Importing Content to Drupal

To get the stripped core content into Drupal, I wrote a PHP script that uses the Drupal API. It is invoked using the drush command, as follows:

drush -r $D7 -l www.iac.org scr inhale.php

Here's the script itself:

<?php
//
// DJM, 2012-02-08
//
// PHP script that takes a list of filenames as input, and converts those files
// into Legacy nodes on the www.iac.org web site
//
// The first line of each file is assumed to be the HTML <title> attribute, and is
// stored in the node's title field.
// The remaining lines are stored in the node's body.
//
// The filename itself is the legacy URL with pound signs (#) in place of slashes,
// and at signs (@) in place of spaces.

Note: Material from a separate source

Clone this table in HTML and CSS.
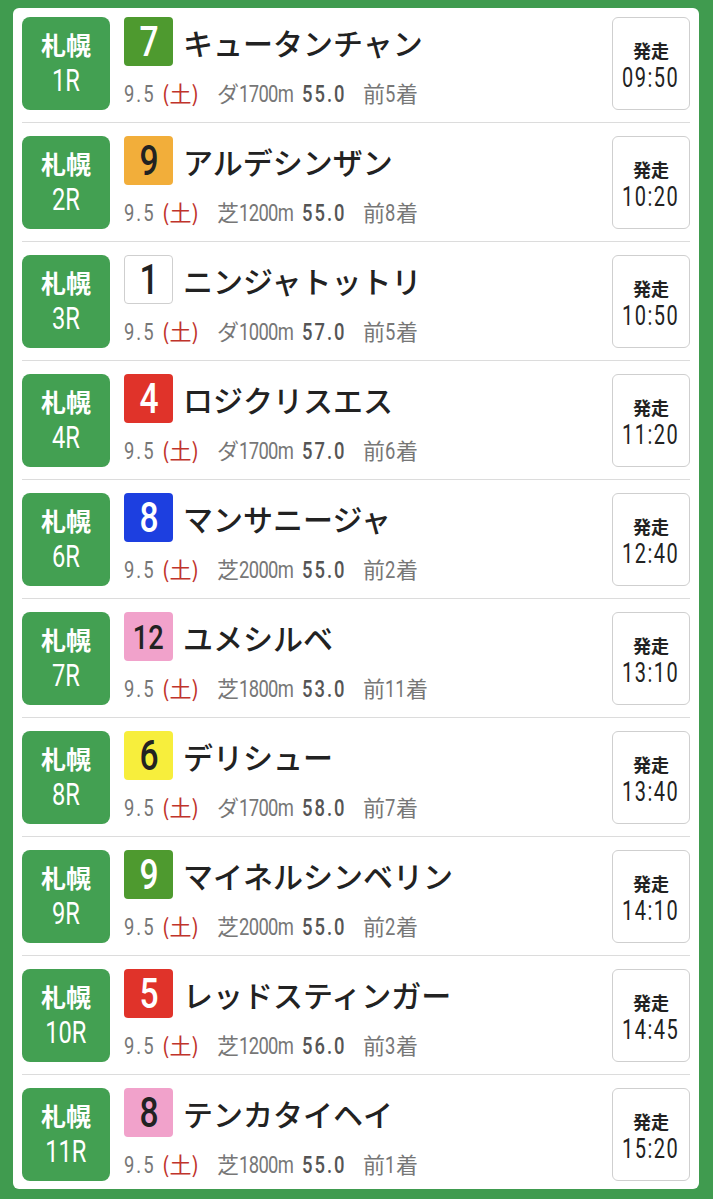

This script replaces slashes and spaces,
// and stores the result in the field_old_url field.
//
// The field_status field is always set to 'Not Started'

$home_dir = "/home/djmolny/legacy-import/";

while (( $filename = readline("")) != FALSE) {

print 'filename="' . $filename . '"' . "\n";

$f = fopen($home_dir . $filename, 'r');
if ($f == FALSE) { exit(1); }

$title = trim(fgets($f));
print 'title="' . $title . "\"\n";

$body = fread($f, 1024*1024); // 1MB limit is arbitrary, but should suffice

$old_url = str_replace("#", "/", str_replace("@", " ", $filename));
$old_url = str_replace("public//", "http://www.iac.org/", $old_url);
$old_url = str_replace("members//", "http://members.iac.org/", $old_url);
print 'old_url="' . $old_url . "\"\n";

  $node = new stdClass();
  $node->type = 'legacy_page';
  node_object_prepare($node);

  $node->title    = $title;
  $node->language = LANGUAGE_NONE;

  $node->body[$node->language][0]['value']   = $body;
  $node->body[$node->language][0]['summary'] = text_summary($body);
  $node->body[$node->language][0]['format']  = 'full_html';

$node->field_old_url[$node->language][0]['value'] = $old_url;
$node->field_status[$node->language][0]['value'] = 'Not Started';

node_save($node);
print("Done!\n\n\n"); // !!!
}
?>

 

Note: Drupal rejected numerous files because they contained special symbols that are not part of the UTF-8 character set, such as "½ loop", "360º roll", or "Fédération". I edited each of these files manually, replacing the symbols with their HTML equivalents (&frac12;&deg;, and &eacute;, respectively.) I thought about scripting this process, but since the import is a one-time exercise I decided it wasn't worth the effort. However I'm documenting the problem in case it crops up somewhere down the road.